At any rate, the links between the Nicholls in Southland and Ireland were maintained until about 1940 by Lizzie Nicholl and her Irish cousin Nathaniel Jenkins. Was it the Second World War that broke the connection, or did the Ulster side learn that all the Nicholls in New Zealand had become Catholics…?
The links were reforged in the mid-1960s by my mother, who must have read the 1930s letters after her Aunt Lizzie’s death. Mum made contact with Lily Nicholl, and then in 1984 my sisters visited Olive Nicholl in Antrim, as did my parents and I at different times in the next few years. Olive Nicholl told us that the first Nicholl in the family to live in Ireland was her husband’s grandfather Nathaniel Nicholl (1801-1878):
Now for the Nicholl news. On Thursday afternoon we went in to the house in Ballymena where Nathaniel Nicholl’s widow lives. It is quite a big house with a garden with lots of trees. As soon as she came to the door, we just said that Nathaniel Nicholl in NZ was our grandfather and she asked us in straight away. Olive is her name and she is a lovely lady: 80 years old but looks less than 70, and very interested in the family history. She said the Nicholls never talked much of the history, but she herself is interested. So we looked at photos and she told us that the Nicholls originally came from Scotland. They were a crofting family, McLeod clan, put off their land when the crofters were put out to make sheep farms. Old Mr Nat Nicholl was a wheelwright and he went to Glasgow first and then to Ireland. He would be the father of John Charters and Nathaniel. Then Nathaniel lived at Laurel Hill and had six children: Nathaniel (1890), Anna (1892), William (1894), Matthew Boyd (1898), Lily (1900)—really Elizabeth; May (1903)—called Martha after her mother Martha Boyd but everyone called her May. Anna, William and May were all born on 5 May, and the father, Nathaniel Nicholl, brother of John Charters, died 5 May 1924.

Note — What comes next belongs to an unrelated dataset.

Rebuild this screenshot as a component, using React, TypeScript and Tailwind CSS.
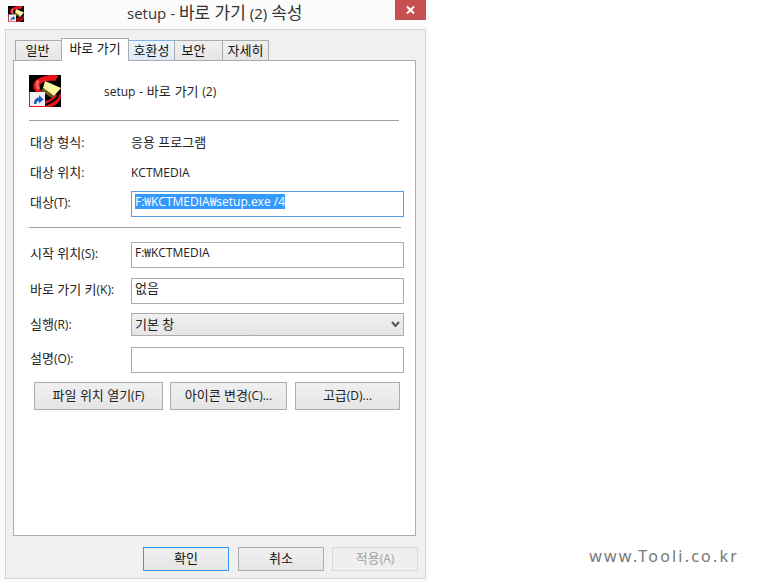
import React from "react";

const font = { fontFamily: '"Open Sans","Noto Sans CJK KR",sans-serif' };

function Mixed({ text, big = "text-[13px]" }: { text: string; big?: string }) {
  const parts = text.split(/([가-힣]+(?: [가-힣]+)*)/);
  return (
    <>
      {parts.map((p, i) =>
        /[가-힣]/.test(p) ? (
          <span key={i} className={big}>
            {p}
          </span>
        ) : (
          <span key={i}>{p}</span>
        )
      )}
    </>
  );
}

function AppIcon({ size }: { size: number }) {
  return (
    <svg width={size} height={size} viewBox="0 0 32 32" className="block shrink-0">
      <rect width="32" height="32" fill="#000" />
      <path d="M28 0 C20 -1 8 2 5 8 C3 13 6 17 11 19 L17 21 C12 17 10 14 11 10 C13 6 20 5 26 6 L29 2 Z" fill="#e8141c" />
      <path d="M8 5 C6 8 6 12 9 15 L11 13 C9 11 9 8 11 6 Z" fill="#f56a5a" />
      <path d="M31 17 C31 23 26 28 13 32 L22 32 C28 30 32 26 32 20 Z" fill="#e8141c" />
      <path d="M28 20 C27 24 22 27 16 29 L16 26 C20 25 24 23 25 20 Z" fill="#d0101a" />
      <path d="M16 6 L32 13 L25 21 L14 13 Z" fill="#fbf6a0" />
      <path d="M14 13 L25 21 L23 23 L12 16 Z" fill="#6e5f1c" />
      <rect x="1" y="17" width="15" height="15" fill="#eef1f8" />
      <rect x="0" y="17" width="1" height="15" fill="#e8141c" />
      <rect x="0" y="31" width="16" height="1" fill="#e8141c" />
      <path d="M5 29 C5 25 7 22.5 10 22.5 L10 20 L14.5 24.5 L10 28.5 L10 26 C8.5 26 7.5 27 7.5 29 Z" fill="#1d62b8" />
    </svg>
  );
}

function Tab({ label, className }: { label: string; className: string }) {
  return (
    <div className={`flex justify-center border border-b-0 text-[13px] leading-[17px] text-[#111] ${className}`}>{label}</div>
  );
}

function Field({ label, value, mt = "" }: { label: string; value?: string; mt?: string }) {
  return (
    <div className={`flex items-center ${mt}`}>
      <span className="w-[101px] pb-[2px] text-[12px] text-[#222]">
        <Mixed text={label} />
      </span>
      <div className="flex h-[26px] w-[273px] items-center border border-[#ababab] bg-white pb-[4px] pl-[3px] text-[12px] text-[#222]">
        {value ? <Mixed text={value} /> : null}
      </div>
    </div>
  );
}

function Btn({ label, className, text = "text-[#222]", border = "border-[#acacac]" }: { label: string; className: string; text?: string; border?: string }) {
  return (
    <div className={`flex items-center justify-center border bg-gradient-to-b from-[#f0f0f0] to-[#e5e5e5] pb-[1px] text-[12px] ${text} ${border} ${className}`}>
      <span>
        <Mixed text={label} />
      </span>
    </div>
  );
}

export default function App() {
  return (
    <div className="flex h-[582px] w-[758px] bg-white" style={font}>
      <div className="flex h-[582px] w-[429px] flex-col bg-[#fbfbfb]">
        <div className="flex h-[29px] w-[426px] shrink-0">
          <div className="pl-[8px] pt-[6px]">
            <AppIcon size={16} />
          </div>
          <div className="flex-1 pl-[103px] pt-[2px] text-[15px] leading-[22px] text-[#333]">
            <Mixed text="setup - 바로 가기 (2) 속성" big="text-[17px]" />
          </div>
          <div className="flex h-[20px] w-[31px] items-center justify-center bg-[#c75050]">
            <svg width="9" height="8" viewBox="0 0 9 8">
              <path d="M1 0.5 L8 7.5 M8 0.5 L1 7.5" stroke="#fff" strokeWidth="2" fill="none" />
            </svg>
          </div>
        </div>
        <div className="ml-[5px] flex h-[550px] w-[421px] flex-col border border-[#d4d4d4] bg-[#f0f0f0] pl-[7px] pt-[7px]">
          <div className="flex h-[23px] items-end pl-[2px]">
            <Tab label="일반" className="h-[20px] w-[47px] border-[#acacac] bg-gradient-to-b from-[#f0f0f0] to-[#e5e5e5] pr-[2px] pt-[1px]" />
            <Tab label="바로 가기" className="z-10 -mb-px -ml-px h-[23px] w-[68px] border-[#acacac] bg-white pt-[1px]" />
            <Tab label="호환성" className="-ml-px h-[20px] w-[47px] border-[#7eb4ea] bg-gradient-to-b from-[#ecf4fc] to-[#dcecfc] pt-[1px]" />
            <Tab label="보안" className="-ml-px h-[20px] w-[49px] border-[#acacac] bg-gradient-to-b from-[#f0f0f0] to-[#e5e5e5] pr-[10px] pt-[1px]" />
            <Tab label="자세히" className="-ml-px h-[20px] w-[47px] border-[#acacac] bg-gradient-to-b from-[#f0f0f0] to-[#e5e5e5] pt-[1px]" />
          </div>
          <div className="flex h-[476px] w-[403px] flex-col border border-[#acacac] bg-white pl-[15px]">
            <div className="mt-[14px] flex h-[32px] items-center">
              <AppIcon size={32} />
              <span className="ml-[43px] pt-[2px] text-[12px] text-[#222] [word-spacing:0.6px]">
                <Mixed text="setup - 바로 가기 (2)" />
              </span>
            </div>
            <div className="mt-[13px] h-px w-[370px] bg-[#a0a0a0]" />
            <div className="mt-[13px] flex h-[18px] items-center text-[12px] text-[#222]">
              <span className="w-[102px] pl-px">
                <Mixed text="대상 형식:" />
              </span>
              <span>
                <Mixed text="응용 프로그램" />
              </span>
            </div>
            <div className="mt-[12px] flex h-[18px] items-center text-[12px] text-[#222]">
              <span className="w-[102px] pl-px">
                <Mixed text="대상 위치:" />
              </span>
              <span>KCTMEDIA</span>
            </div>
            <div className="mt-[9px] flex items-center pl-px">
              <span className="w-[101px] pb-[2px] text-[12px] text-[#222]">
                <Mixed text="대상(T):" />
              </span>
              <div className="flex h-[26px] w-[273px] items-start border border-[#569de5] bg-white pl-[3px] pt-[2px] text-[12px]">
                <span className="bg-[#3399ff] leading-[15px] text-white">F:₩KCTMEDIA₩setup.exe /4</span>
              </div>
            </div>
            <div className="mt-[10px] h-px w-[372px] bg-[#a0a0a0]" />
            <div className="pl-px">
              <Field label="시작 위치(S):" value="F:₩KCTMEDIA" mt="mt-[14px]" />
              <Field label="바로 가기 키(K):" value="없음" mt="mt-[10px]" />
              <div className="mt-[9px] flex items-center">
                <span className="w-[101px] text-[12px] text-[#222]">
                  <Mixed text="실행(R):" />
                </span>
                <div className="flex h-[23px] w-[273px] items-center justify-between border border-[#acacac] bg-gradient-to-b from-[#f0f0f0] to-[#e5e5e5] pl-[3px] pr-[3px] text-[13px] text-[#222]">
                  <span>기본 창</span>
                  <svg width="9" height="7" viewBox="0 0 9 7">
                    <path d="M1 1 L4.5 5 L8 1" stroke="#555" strokeWidth="2" fill="none" />
                  </svg>
                </div>
              </div>
              <Field label="설명(O):" mt="mt-[11px]" />
            </div>
            <div className="ml-[5px] mt-[9px] flex">
              <Btn label="파일 위치 열기(F)" className="h-[28px] w-[129px]" />
              <Btn label="아이콘 변경(C)..." className="ml-[7px] h-[28px] w-[117px]" />
              <Btn label="고급(D)..." className="ml-[8px] h-[28px] w-[105px]" />
            </div>
          </div>
          <div className="ml-[130px] mt-[11px] flex">
            <Btn label="확인" className="h-[24px] w-[86px]" border="border-[#3399ff]" text="text-[#111]" />
            <Btn label="취소" className="ml-[9px] h-[24px] w-[86px]" text="text-[#111]" />
            <Btn label="적용(A)" className="ml-[8px] h-[24px] w-[86px] !bg-none bg-[#efefef]" border="border-[#d9d9d9]" text="text-[#a0a0a0]" />
          </div>
        </div>
      </div>
      <div className="flex flex-1 items-end justify-end pb-[16px] pr-[19px]">
        <span className="text-[16px] leading-[20px] tracking-[2.2px] text-[#777]" style={{ fontFamily: '"Noto Sans",sans-serif' }}>
          www.Tooli.co.kr
        </span>
      </div>
    </div>
  );
}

So then Mrs Nicholl drove us out to Laurel Hill where the house is being renovated, after Lily died last year. She said Anna was a great gardener, and if she would a stick in the ground it would grow—they had lots of lovely old trees there too. There was a blacksmith’s forge—for the wheelwright, so we took a photo of the chimney and all the old tools and stuff lying about. And at the gate of Laurel Hill there used to be a mill to scutch the flax for making linen. Olive said the flax used to soak first and gave a terrible smell. They used to grind corn there too. She said the Nicholls got so used to the flax smell they didn’t mind it, and Nat her husband had no sense of smell at all. The day we called, 23 Aug, was Olive and Nat’s 46th wedding anniversary. There are 2 Nicholl Bros shops in Ballymena but they were sold to nephews the Raineys. And all those years it was only the one Nicholl Brother there because just 2 months after they opened the shop, Boyd was killed in a motorbike accident, avoiding a child and he went into a wall. Hw was engaged to be married and it was very sad for them all and esp Nat because he was a quiet one and had to run the shop—but Lily came to help him.
—Mary O’Neill, letter to family in Dunedin, 25 August 1984.
I have been sceptical of the timing of the emigration from Scotland to Ireland since finding evidence of a Charters Nicholl in the neighbourhood in the 1780s. In the last few years, I have done quite a bit of research into Nicholls from the Gillistown/Taylorstown [Google Maps] area of Co. Antrim emigrating to the USA and Canada, but in several cases I have not yet proven the links with my own branch. It is pretty clear that the name Nicholl is well-entrenched in Co. Antrim, but still the possibility remains that our branch of the Nicholls emigrated from Scotland some time after 1800.
It’s also worth noting here that the first name Charters occurs only 29 times in Irish birth/death/marriage records (FamilySearch), all of them in the Ballymena district, and the listed surnames Nicholl, Rainey and Dickey all occur also in my research.